Monday, Jul. 02, 1934

Fashion in Funerals

In Buenos Aires' Chacarita Cemetery 30 years ago Don Tomas set up business as a professional valedictorian of the dead. Of his red-eyed clients he asked only the name, nationality and business of the deceased. Then he would step to the head of the newly turned grave and deliver eulogies of any desired length. He had practiced, he boasted, ten years to give his voice the correct hollowness of tone. When funeral fashions changed, and speeches gave way to flowers, Don Tomas tried vainly to meet the competition. He pared his rates four times. He threw in six Latin quotations free. He introduced a ten minute oration for $1. But modern Argentines continued to buy flowers, to shun Don Tomas' speeches. Last week Don Tomas died and was buried, with flowers, without speeches.

Tumor

In the General Hospital of Kingston, Out., a 115-lb., 41-yr.-old woman had a 55-lb. tumor removed. Weighing 60 Ib. she may recover.

Wives

"A college woman, when she becomes a wife, makes more trouble than all the other classes of wives put together. I make just one exception. The only wife who makes more trouble than a college woman is a wife who has gone to a girls' school. A college woman is too ambitious, too full of ideals for any man to get along with. The girls' school wives suffer from the spinsterial environment in which they live during impressionable years. Don't make the mistake of treating your wife like a pal. Treat her like a woman." Such advice was given the Western Psychological Association at Berkeley, Calif, by a member of the Los Angeles Institute of Family Relations.

Mousetrap

In San Joaquin County, Calif., an incendiary fastened sandpaper to the spring of a mousetrap, friction matches to the base. Carefully he pulled the spring back and held it at tension with a piece of adhesive tape.

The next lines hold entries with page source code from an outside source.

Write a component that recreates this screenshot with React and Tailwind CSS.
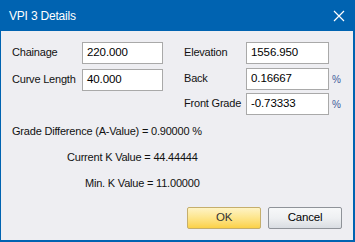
export default function App() {
  const font = { fontFamily: '"Liberation Sans", Arial, sans-serif' };
  const box = "h-[22px] border border-[#a9a9a9] bg-white flex items-center pl-[4px] text-[11.5px] tracking-[-0.1px] text-black shrink-0";
  const row = "flex items-start";
  return (
    <div className="w-[355px] h-[242px] flex flex-col bg-[#0063b1] overflow-hidden whitespace-nowrap" style={font}>
      <div className="h-[31px] flex items-center justify-between pl-[9px] pr-[10px] text-white text-[12px] tracking-[-0.2px]">
        <span className="leading-none">VPI 3 Details</span>
        <svg width="12" height="12" viewBox="0 0 12 12" className="mt-[1px]">
          <path d="M1 1 L11 11 M11 1 L1 11" stroke="white" strokeWidth="1.2" />
        </svg>
      </div>
      <div className="flex-1 ml-[1px] mr-[2px] mb-[2px] bg-[#eeeef2] flex flex-col text-[11px] tracking-[-0.2px] text-[#111]">
        <div className="flex mt-[11px]">
          <div className="flex flex-col pl-[11px] w-[183px]">
            <div className={row}>
              <span className="w-[70px] shrink-0 pt-[2px]">Chainage</span>
              <div className={box + " w-[81px]"}>220.000</div>
            </div>
            <div className={row + " mt-[5px]"}>
              <span className="w-[70px] shrink-0 pt-[2px]">Curve Length</span>
              <div className={box + " w-[81px]"}>40.000</div>
            </div>
          </div>
          <div className="flex flex-col">
            <div className={row}>
              <span className="w-[62px] shrink-0 pt-[2px]">Elevation</span>
              <div className={box + " w-[83px]"}>1556.950</div>
            </div>
            <div className={row + " mt-[4px]"}>
              <span className="w-[62px] shrink-0 pt-[2px]">Back</span>
              <div className={box + " w-[83px]"}>0.16667</div>
              <span className="ml-[3px] mt-[4px] text-[10px] text-[#3c5a9a]">%</span>
            </div>
            <div className={row + " mt-[3px]"}>
              <span className="w-[62px] shrink-0 pt-[2px]">Front Grade</span>
              <div className={box + " w-[83px]"}>-0.73333</div>
              <span className="ml-[3px] mt-[4px] text-[10px] text-[#3c5a9a]">%</span>
            </div>
          </div>
        </div>
        <div className="pl-[11px] mt-[8px] h-[16px] flex items-center">Grade Difference (A-Value) = 0.90000 %</div>
        <div className="pl-[66px] mt-[10px] h-[16px] flex items-center">Current K Value = 44.44444</div>
        <div className="pl-[84px] mt-[10px] h-[16px] flex items-center">Min. K Value = 11.00000</div>
        <div className="flex justify-end gap-[7px] pr-[11px] mt-[16px]">
          <button className="w-[74px] h-[22px] border border-[#c5ae6c] rounded-[2px] bg-gradient-to-b from-[#fef3c4] via-[#fde58a] to-[#fbd145] text-[11.5px] text-[#333]">OK</button>
          <button className="w-[74px] h-[22px] border border-[#8f9399] rounded-[2px] bg-gradient-to-b from-[#f7f8f9] via-[#eef0f2] to-[#d9dde2] text-[11.5px] text-black">Cancel</button>
        </div>
      </div>
    </div>
  );
}
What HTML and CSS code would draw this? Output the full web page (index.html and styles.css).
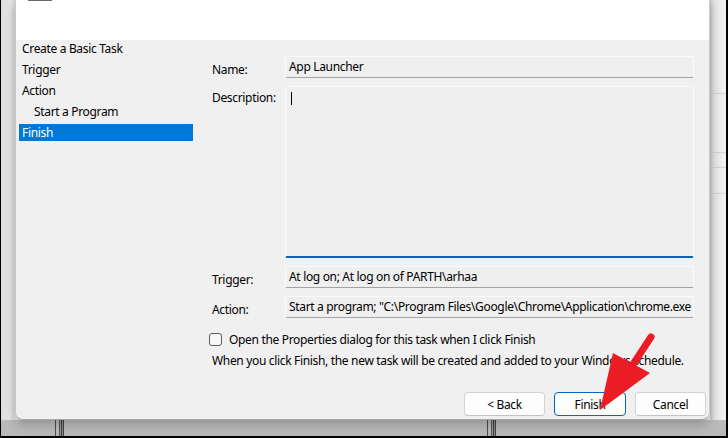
FILE: index.html
```html
<!DOCTYPE html>
<html>
<head>
<meta charset="utf-8">
<title>Create Basic Task Wizard</title>
<link rel="stylesheet" href="styles.css">
</head>
<body>
<div class="screen">
  <div class="top-row">
    <div class="left-edge"></div>
    <div class="dialog">
      <div class="header"><span class="header-mark"></span></div>
      <div class="body">
        <nav class="nav">
          <div class="nav-item">Create a Basic Task</div>
          <div class="nav-item">Trigger</div>
          <div class="nav-item">Action</div>
          <div class="nav-item sub">Start a Program</div>
          <div class="nav-item active">Finish</div>
        </nav>
        <main class="content">
          <div class="form">
            <div class="lbl">Name:</div>
            <div class="field">App Launcher</div>
            <div class="lbl lbl-desc">Description:</div>
            <div class="field desc"><span class="caret"></span></div>
            <div class="lbl">Trigger:</div>
            <div class="field">At log on; At log on of PARTH\arhaa</div>
            <div class="lbl">Action:</div>
            <div class="field">Start a program; "C:\Program Files\Google\Chrome\Application\chrome.exe</div>
          </div>
          <div class="check-row"><span class="checkbox"></span><span>Open the Properties dialog for this task when I click Finish</span></div>
          <p class="note">When you click Finish, the new task will be created and added to your Windows schedule.</p>
          <div class="buttons">
            <button class="btn btn-back">&lt; Back</button>
            <button class="btn btn-finish">Finish</button>
            <button class="btn btn-cancel">Cancel</button>
          </div>
        </main>
      </div>
    </div>
    <div class="right-edge"></div>
  </div>
  <div class="bottom-strip"></div>
  <svg class="arrow" width="728" height="438" viewBox="0 0 728 438">
    <line x1="651" y1="337" x2="628" y2="372" stroke="#ec1c24" stroke-width="7" stroke-linecap="round"/>
    <polygon points="613,353 650,373 600,410" fill="#ec1c24"/>
  </svg>
</div>
</body>
</html>
```

FILE: styles.css
```css
* { box-sizing: border-box; }
html, body { margin: 0; padding: 0; }
body {
  font-family: "Noto Sans", "Open Sans", sans-serif;
  font-size: 12px;
  letter-spacing: -0.33px;
  color: #000;
  background: #000;
}
.screen {
  position: relative;
  width: 728px;
  height: 438px;
  border-left: 1px solid #000;
  border-right: 2px solid #000;
  border-bottom: 2px solid #000;
  background: #e9e9e9;
  display: flex;
  flex-direction: column;
  overflow: hidden;
}
.top-row {
  display: flex;
  height: 420px;
}
.left-edge {
  width: 14px;
  background: linear-gradient(90deg, #dedede, #e6e6e6 60%, #dadada);
}
.right-edge {
  flex: 1;
  background:
    linear-gradient(#d3d3d3, #d3d3d3) 0 93px / 100% 1px no-repeat,
    linear-gradient(#d3d3d3, #d3d3d3) 0 152px / 100% 1px no-repeat,
    linear-gradient(#d3d3d3, #d3d3d3) 0 167px / 100% 1px no-repeat,
    linear-gradient(#d3d3d3, #d3d3d3) 0 193px / 100% 1px no-repeat,
    linear-gradient(90deg, #c8c8c8, #e4e4e4 4px, #ececec 60%, #f2f2f2);
}
.dialog {
  position: relative;
  z-index: 1;
  width: 695px;
  height: 420px;
  background: #f0f0f0;
  border-left: 1px solid #cacaca;
  border-right: 1px solid #cacaca;
  border-bottom: 1px solid #a8a8a8;
  border-radius: 0 0 8px 8px;
  box-shadow: 0 4px 12px rgba(0,0,0,0.25);
  display: flex;
  flex-direction: column;
}
.header {
  height: 40px;
  background: #fff;
  flex: none;
}
.header-mark {
  display: block;
  margin-left: 12px;
  width: 24px;
  height: 1px;
  background: #6a6a6a;
}
.body {
  flex: 1;
  display: flex;
}
.nav {
  width: 177px;
  padding-left: 3px;
  flex: none;
}
.nav-item {
  height: 17px;
  line-height: 17px;
  padding-left: 3px;
  margin-bottom: 4px;
  white-space: nowrap;
}
.nav-item.sub { padding-left: 15px; }
.nav-item.active {
  background: #0078d7;
  color: #fff;
}
.content {
  flex: 1;
  padding-left: 19px;
  padding-top: 16px;
}
.form {
  display: grid;
  grid-template-columns: 73px 409px;
  grid-template-rows: 22px 172px 22px 22px;
  row-gap: 8px;
}
.lbl {
  line-height: 17px;
  padding-top: 5px;
  white-space: nowrap;
}
.lbl.lbl-desc { padding-top: 3px; }
.field {
  height: 22px;
  line-height: 20px;
  padding: 0 2px 0 3px;
  background: #efefef;
  border: 1px solid #fafafa;
  border-bottom-color: #a3a3a3;
  border-radius: 2px;
  white-space: nowrap;
  overflow: hidden;
}
.field.desc {
  height: 172px;
  border-bottom: 2px solid #0067c0;
  padding-top: 5px;
}
.caret {
  display: block;
  margin-left: 2px;
  width: 1px;
  height: 13px;
  background: #000;
}
.check-row {
  display: flex;
  align-items: center;
  height: 17px;
  margin-top: 13px;
  margin-left: -3px;
}
.checkbox {
  width: 13px;
  height: 13px;
  border: 1px solid #5c5c5c;
  border-radius: 3px;
  background: #f7f7f7;
  margin-right: 7px;
}
.note {
  margin: 4px 0 0;
  line-height: 17px;
  white-space: nowrap;
}
.buttons {
  display: flex;
  justify-content: flex-end;
  margin-top: 23px;
  padding-right: 3px;
}
.btn {
  height: 24px;
  font: inherit;
  letter-spacing: inherit;
  color: #000;
  background: #fdfdfd;
  border: 1px solid #d3d3d3;
  border-bottom-color: #c2c2c2;
  border-radius: 4px;
  padding: 0;
}
.btn-back { width: 81px; }
.btn-finish { width: 72px; margin-left: 9px; border-color: #0067c0; }
.btn-cancel { width: 71px; margin-left: 9px; }
.bottom-strip {
  height: 16px;
  background:
    linear-gradient(#4c4c4c, #4c4c4c) 54px 0 / 1px 100% no-repeat,
    linear-gradient(90deg, #555 0 1px, #9a9a9a 1px 2px, #3e3e3e 2px 3px, #8a8a8a 3px 4px, #444 4px 5px) 58px 0 / 5px 100% no-repeat,
    linear-gradient(#4c4c4c, #4c4c4c) 486px 0 / 1px 100% no-repeat,
    linear-gradient(90deg, #555 0 1px, #9a9a9a 1px 2px, #3e3e3e 2px 3px, #8a8a8a 3px 4px, #444 4px 5px) 490px 0 / 5px 100% no-repeat,
    linear-gradient(#bcbcbc, #b8b8b8);
}
.arrow {
  position: absolute;
  left: -1px;
  top: 0;
  z-index: 5;
  pointer-events: none;
}
```
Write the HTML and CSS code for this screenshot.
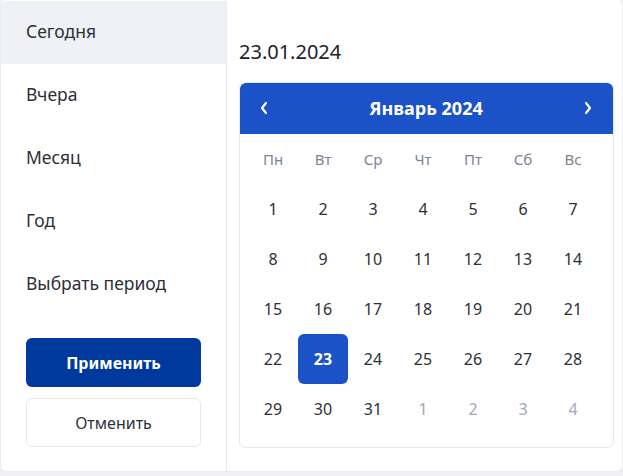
FILE: index.html
```html
<!DOCTYPE html>
<html lang="ru">
<head>
<meta charset="utf-8">
<link rel="stylesheet" href="styles.css">
</head>
<body>
<div class="card">
  <aside class="side">
    <div class="item active">Сегодня</div>
    <div class="item">Вчера</div>
    <div class="item">Месяц</div>
    <div class="item">Год</div>
    <div class="item">Выбрать период</div>
    <div class="actions">
      <button class="btn primary">Применить</button>
      <button class="btn ghost">Отменить</button>
    </div>
  </aside>
  <main class="main">
    <div class="date">23.01.2024</div>
    <div class="cal">
      <div class="cal-head">
        <span class="arrow"><svg width="10" height="14" viewBox="0 0 10 14"><path d="M7 2 L3 7 L7 12" fill="none" stroke="#fff" stroke-width="2.2" stroke-linecap="round" stroke-linejoin="round"/></svg></span>
        <span class="title">Январь 2024</span>
        <span class="arrow"><svg width="10" height="14" viewBox="0 0 10 14"><path d="M3 2 L7 7 L3 12" fill="none" stroke="#fff" stroke-width="2.2" stroke-linecap="round" stroke-linejoin="round"/></svg></span>
      </div>
      <div class="grid">
        <div class="wd">Пн</div><div class="wd">Вт</div><div class="wd">Ср</div><div class="wd">Чт</div><div class="wd">Пт</div><div class="wd">Сб</div><div class="wd">Вс</div>
        <div class="d">1</div><div class="d">2</div><div class="d">3</div><div class="d">4</div><div class="d">5</div><div class="d">6</div><div class="d">7</div>
        <div class="d">8</div><div class="d">9</div><div class="d">10</div><div class="d">11</div><div class="d">12</div><div class="d">13</div><div class="d">14</div>
        <div class="d">15</div><div class="d">16</div><div class="d">17</div><div class="d">18</div><div class="d">19</div><div class="d">20</div><div class="d">21</div>
        <div class="d">22</div><div class="d sel">23</div><div class="d">24</div><div class="d">25</div><div class="d">26</div><div class="d">27</div><div class="d">28</div>
        <div class="d">29</div><div class="d">30</div><div class="d">31</div><div class="d other">1</div><div class="d other">2</div><div class="d other">3</div><div class="d other">4</div>
      </div>
    </div>
  </main>
</div>
</body>
</html>
```
FILE: styles.css
```css
* { box-sizing: border-box; }
html, body { margin: 0; padding: 0; }
body {
  background: #eef0f4;
  font-family: "Noto Sans", "Open Sans", sans-serif;
  color: #2b2b33;
}
.card {
  width: 623px;
  height: 472px;
  background: #fff;
  border: 1px solid #e8ebf2;
  border-top-color: #fff;
  border-radius: 6px;
  display: flex;
  overflow: hidden;
}
.side {
  width: 226px;
  flex: none;
  border-right: 1px solid #e6e9f1;
  display: flex;
  flex-direction: column;
}
.item {
  height: 63px;
  display: flex;
  align-items: center;
  padding-left: 25px;
  padding-bottom: 3px;
  font-size: 17.5px;
  color: #2e2f38;
}
.item.active { background: #f0f1f6; }
.actions {
  margin-top: 22px;
  padding-left: 25px;
  padding-right: 25px;
  display: flex;
  flex-direction: column;
  gap: 11px;
}
.btn {
  height: 49px;
  border-radius: 6px;
  font-family: inherit;
  font-size: 16px;
  cursor: pointer;
}
.btn.primary {
  background: #00399e;
  color: #fff;
  border: none;
  font-weight: 700;
}
.btn.ghost {
  background: #fff;
  color: #2e2f38;
  border: 1px solid #e3e7f0;
}
.main {
  flex: 1;
  padding: 0 9px 0 12px;
  display: flex;
  flex-direction: column;
}
.date {
  height: 81px;
  padding-top: 38px;
  font-size: 20px;
  color: #222228;
  line-height: 26px;
}
.cal {
  width: 375px;
  height: 366px;
  border: 1px solid #e3e7f0;
  border-radius: 7px;
  overflow: hidden;
}
.cal-head {
  height: 52px;
  margin: -1px -1px 0;
  background: #1b52c7;
  color: #fff;
  display: flex;
  align-items: center;
  justify-content: space-between;
  padding: 0 21px 0 20px;
}
.arrow { display: flex; width: 10px; }
.title { font-weight: 700; font-size: 18px; }
.grid {
  display: grid;
  grid-template-columns: repeat(7, 50px);
  grid-auto-rows: 50px;
  padding-left: 8px;
}
.wd, .d {
  display: flex;
  align-items: center;
  justify-content: center;
}
.wd { font-size: 15px; color: #7c8495; }
.d { font-size: 16px; color: #2e2f38; border-radius: 6px; }
.d.sel { background: #1b52c7; color: #fff; font-weight: 700; }
.d.other { color: #a0a8b8; }
```
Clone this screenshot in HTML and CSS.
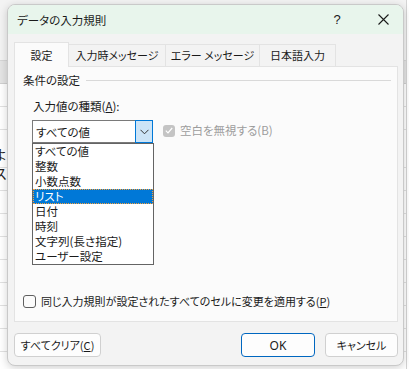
FILE: index.html
```html
<!DOCTYPE html>
<html>
<head>
    <title>データの入力規則</title>
    <link rel="stylesheet" href="styles.css">
</head>
<body>
    <div class="sheet">
        <div class="sheet-top"></div>
        <div class="sheet-head"></div>
        <div class="sheet-row"></div>
        <div class="sheet-row"></div>
        <div class="sheet-row"><span class="cell-text">よ<br>ス</span></div>
        <div class="sheet-row"></div>
        <div class="sheet-row"></div>
        <div class="sheet-row"></div>
        <div class="sheet-row"></div>
        <div class="sheet-row"></div>
        <div class="sheet-row"></div>
        <div class="sheet-row"></div>
        <div class="sheet-row"></div>
        <div class="sheet-row"></div>
    </div>

    <div class="dialog">
        <div class="titlebar">
            <span class="title">データの入力規則</span>
            <span class="tb-btn help">?</span>
            <span class="tb-btn close">
                <svg width="11" height="11" viewBox="0 0 11 11"><path d="M0.5 0.5 L10.5 10.5 M10.5 0.5 L0.5 10.5" stroke="#1a1a1a" stroke-width="1.1" fill="none"/></svg>
            </span>
        </div>
        <div class="dlg-body">
            <div class="tabs">
                <div class="tab active" style="width: 55px">設定</div>
                <div class="tab" style="width: 98px">入力時メッセージ</div>
                <div class="tab" style="width: 95px">エラー メッセージ</div>
                <div class="tab" style="width: 77px">日本語入力</div>
            </div>
            <div class="panel">
                <div class="group-head">
                    <span>条件の設定</span>
                    <span class="group-line"></span>
                </div>
                <div class="field">
                    <div class="field-label">入力値の種類(<u>A</u>):</div>
                    <div class="combo-row">
                        <div class="combo-wrap">
                            <div class="combo">
                                <span class="combo-value">すべての値</span>
                                <span class="combo-btn">
                                    <svg width="9" height="6" viewBox="0 0 9 6"><path d="M0.5 0.8 L4.5 4.8 L8.5 0.8" stroke="#333" stroke-width="1" fill="none"/></svg>
                                </span>
                            </div>
                            <ul class="dropdown">
                                <li>すべての値</li>
                                <li>整数</li>
                                <li>小数点数</li>
                                <li class="selected">リスト</li>
                                <li>日付</li>
                                <li>時刻</li>
                                <li>文字列(長さ指定)</li>
                                <li>ユーザー設定</li>
                            </ul>
                        </div>
                        <div class="check disabled">
                            <span class="box checked">
                                <svg width="8" height="7" viewBox="0 0 8 7"><path d="M0.8 3.6 L3 5.8 L7.2 1" stroke="#fff" stroke-width="1.2" fill="none"/></svg>
                            </span>
                            空白を無視する(B)
                        </div>
                    </div>
                </div>
                <div class="check apply">
                    <span class="box"></span>
                    同じ入力規則が設定されたすべてのセルに変更を適用する(<u>P</u>)
                </div>
            </div>
            <div class="buttons">
                <button class="btn clear">すべてクリア(<u>C</u>)</button>
                <span class="spacer"></span>
                <button class="btn primary">OK</button>
                <button class="btn cancel">キャンセル</button>
            </div>
        </div>
    </div>
</body>
</html>
```

FILE: styles.css
```css
body {
    margin: 0;
    width: 409px;
    height: 369px;
    overflow: hidden;
    position: relative;
    font-family: "Noto Sans CJK JP", "Noto Sans", sans-serif;
    font-feature-settings: "palt";
    font-size: 11px;
    color: #1a1a1a;
    background: #fff;
}

/* spreadsheet behind the dialog */
.sheet { height: 369px; overflow: hidden; border-right: 1px solid #d4d4d4; width: 406px; }
.sheet-top { height: 60px; background: #f3f3f3; border-bottom: 1px solid #d6d6d6; }
.sheet-head { height: 22px; background: #e4e4e4; border-bottom: 1px solid #cfcfcf; }
.sheet-row { height: 22px; border-bottom: 1px solid #e1e1e1; overflow: visible; position: relative; }
.cell-text {
    display: block;
    margin: 15px 0 0 -6px;
    font-size: 14px;
    line-height: 19px;
    color: #222;
}

/* dialog window */
.dialog {
    position: absolute;
    left: 7px;
    top: 4px;
    width: 397px;
    height: 362px;
    box-sizing: border-box;
    border: 1px solid #c9c9c9;
    border-radius: 8px;
    overflow: hidden;
    display: flex;
    flex-direction: column;
    box-shadow: 0 2px 8px rgba(0,0,0,0.18);
    background: #f3f3f3;
}
.titlebar {
    height: 29px;
    background: #e8f5ec;
    display: flex;
    align-items: center;
}
.title { flex: 1; padding-left: 9px; font-size: 11.5px; }
.tb-btn {
    width: 40px;
    height: 29px;
    display: flex;
    align-items: center;
    justify-content: center;
}
.help { font-size: 13px; margin-right: 6px; font-family: "Liberation Sans", sans-serif; }

.dlg-body {
    flex: 1;
    display: flex;
    flex-direction: column;
    padding: 8px 5px 8px 6px;
}

/* tabs */
.tabs { display: flex; align-items: flex-end; height: 24px; }
.tab {
    box-sizing: border-box;
    height: 22px;
    border: 1px solid #e3e3e3;
    border-bottom: none;
    margin-right: -1px;
    background: #f3f3f3;
    text-align: center;
    line-height: 21px;
}
.tab.active {
    height: 25px;
    margin-bottom: -1px;
    background: #fbfbfb;
    position: relative;
    z-index: 1;
    line-height: 24px;
}

.panel {
    height: 256px;
    box-sizing: border-box;
    border: 1px solid #e3e3e3;
    background: #fbfbfb;
    padding: 6px 6px 0 8px;
    display: flex;
    flex-direction: column;
}
.group-head { display: flex; align-items: center; gap: 6px; line-height: 15px; font-size: 11.5px; }
.group-line { flex: 1; height: 1px; background: #d9d9d9; }

.field { margin-left: 10px; }
.field-label { margin-top: 11px; line-height: 15px; font-size: 11.5px; }
.combo-row { display: flex; align-items: flex-start; margin: 6px 0 0 -1px; }
.combo-wrap { position: relative; }
.combo {
    width: 121px;
    height: 23px;
    box-sizing: border-box;
    border: 1px solid #7a7a7a;
    background: #fff;
    display: flex;
    align-items: center;
}
.combo-value { flex: 1; padding-left: 3px; font-size: 11.5px; }
.combo-btn {
    width: 18px;
    height: 23px;
    box-sizing: border-box;
    margin: -1px -1px -1px 0;
    border: 1px solid #0078d7;
    background: #cce4f7;
    display: flex;
    align-items: center;
    justify-content: center;
}

.dropdown {
    position: absolute;
    top: 23px;
    left: 0;
    width: 122px;
    box-sizing: border-box;
    margin: 0;
    padding: 0;
    list-style: none;
    background: #fff;
    border: 1px solid #646464;
    z-index: 2;
    font-size: 11.5px;
}
.dropdown li { line-height: 15px; height: 15px; padding-left: 2px; }
.dropdown li.selected {
    background: #0078d7;
    color: #fff;
    outline: 1px dotted #f7a13a;
    outline-offset: -1px;
}

/* checkboxes */
.check { display: flex; align-items: center; line-height: 15px; }
.box {
    width: 13px;
    height: 13px;
    box-sizing: border-box;
    border: 1px solid #5f5f5f;
    border-radius: 3px;
    margin-right: 5px;
    display: flex;
    align-items: center;
    justify-content: center;
}
.check.disabled { margin: 3px 0 0 10px; color: #9d9d9d; font-size: 11.5px; }
.check.disabled .box { width: 12px; height: 12px; border: none; background: #c4c4c4; }
.check.apply { margin-top: auto; margin-bottom: 12px; }

/* buttons */
.buttons { display: flex; margin-top: 11px; gap: 10px; }
.spacer { flex: 1; }
.btn {
    height: 24px;
    box-sizing: border-box;
    border: 1px solid #d0d0d0;
    border-radius: 4px;
    background: #fdfdfd;
    font-family: inherit;
    font-feature-settings: "palt";
    font-size: 11px;
    color: #1a1a1a;
    padding: 0;
}
.btn.clear { width: 87px; }
.btn.primary { width: 74px; border-color: #0067c0; font-family: "Noto Sans", sans-serif; font-size: 12px; }
.btn.cancel { width: 73px; }
```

Then he put his contrivance in a grain field and from hiding waited until the sun melted the adhesive and sprang the trap which ignited the matches and set fire to 1,600 acres of grain.

Daffodils

In a Brooklyn garage Angelina di Gangi, 15, scolded Vito Marano for flirting. Young Vito cuffed his love, and she fled home. Hour later Vito, repentant, sidled into the dark hall of her house, a peace-offering of fine yellow daffodils in his hand. A gun spat a bullet. Young Vito turned slowly in surprise, walked a block before he showed his wound to a policeman. At the other end of the block Angelina's hysterical scream attracted the policeman. Hugged to her breast was a bunch of fine yellow daffodils, flecked with young Vito's blood.